This fellow is very good - hear he makes the rounds during festivals like the Willie Clancy Summer School.  I think it was on a 78 of khene where you can hear a boat whistle off in the background...fascinating instruments.

Found a bit about their construction:

Quote
How is the Khene made?


Khene is made from a special kind of bamboo, similar to reed, of 5 centimetres (cm) large and 250 cm long (the length and size depends on the desired levels of sounds). The bamboo is harvested when it is about 12 months old and left to dry for a few weeks. The Khene maker or "Khene expert" would use a small steel rod to pierce a hole in the knots inside the bamboo, then cuts an incision of 10 cm about 2/3 of the length of the bamboo, with a blade or a sharp knife. On this hole, a silver (or mixed silver and copper) little tongue with a triangular cut in the middle is be placed: the size of the triangular cut determine the melody level. The Khene maker will then make a small round hole a the side of the bamboo tubes in such a way that when all the pipes are assembled through a timber console, these round holes would allow the fingers of the Khene player to block or unblock them to vary the sounds.

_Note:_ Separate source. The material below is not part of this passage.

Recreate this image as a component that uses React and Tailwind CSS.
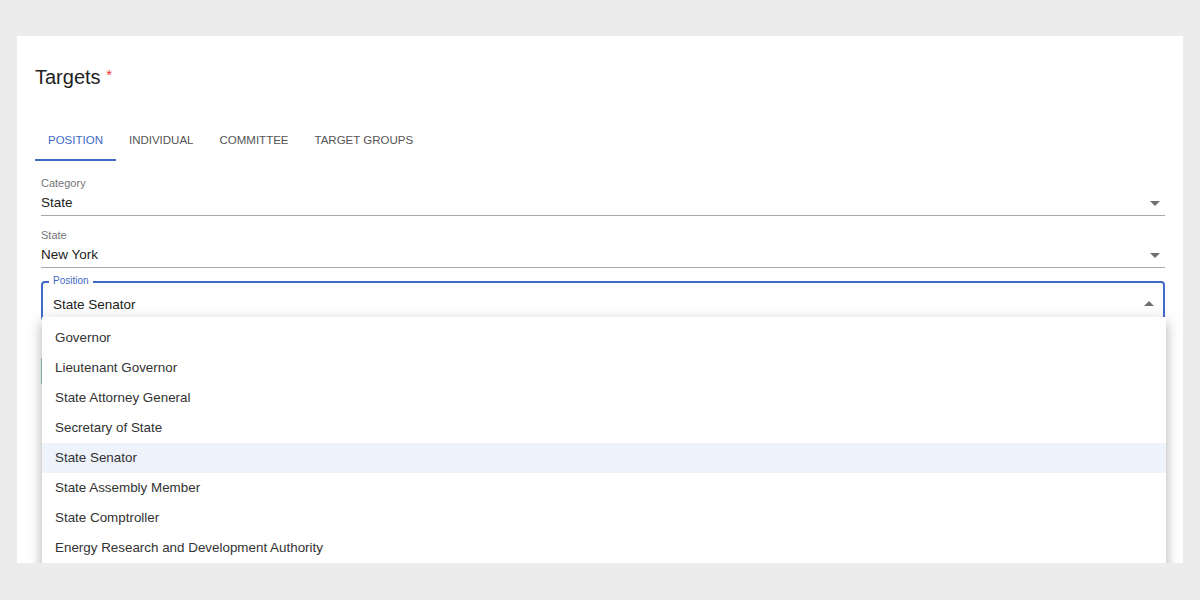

Always assumed the reeds were made out of the metal from the beginning, you'd have to consult an archaeologist to answer that question perhaps.  Can you make a free reed from bamboo or hardwood?  I've made monoglot (single piece) reeds for bagpipe drones out of nothing but wood or metal and reed cane for the tongue; these are a cylinder with its inside bored out and a lay filed into the top at an angle, like a little organ pipe, if you're familiar with the reed variety of those.   Seems like you could do the same with a free reed but a metal tongue would be much more robust of course.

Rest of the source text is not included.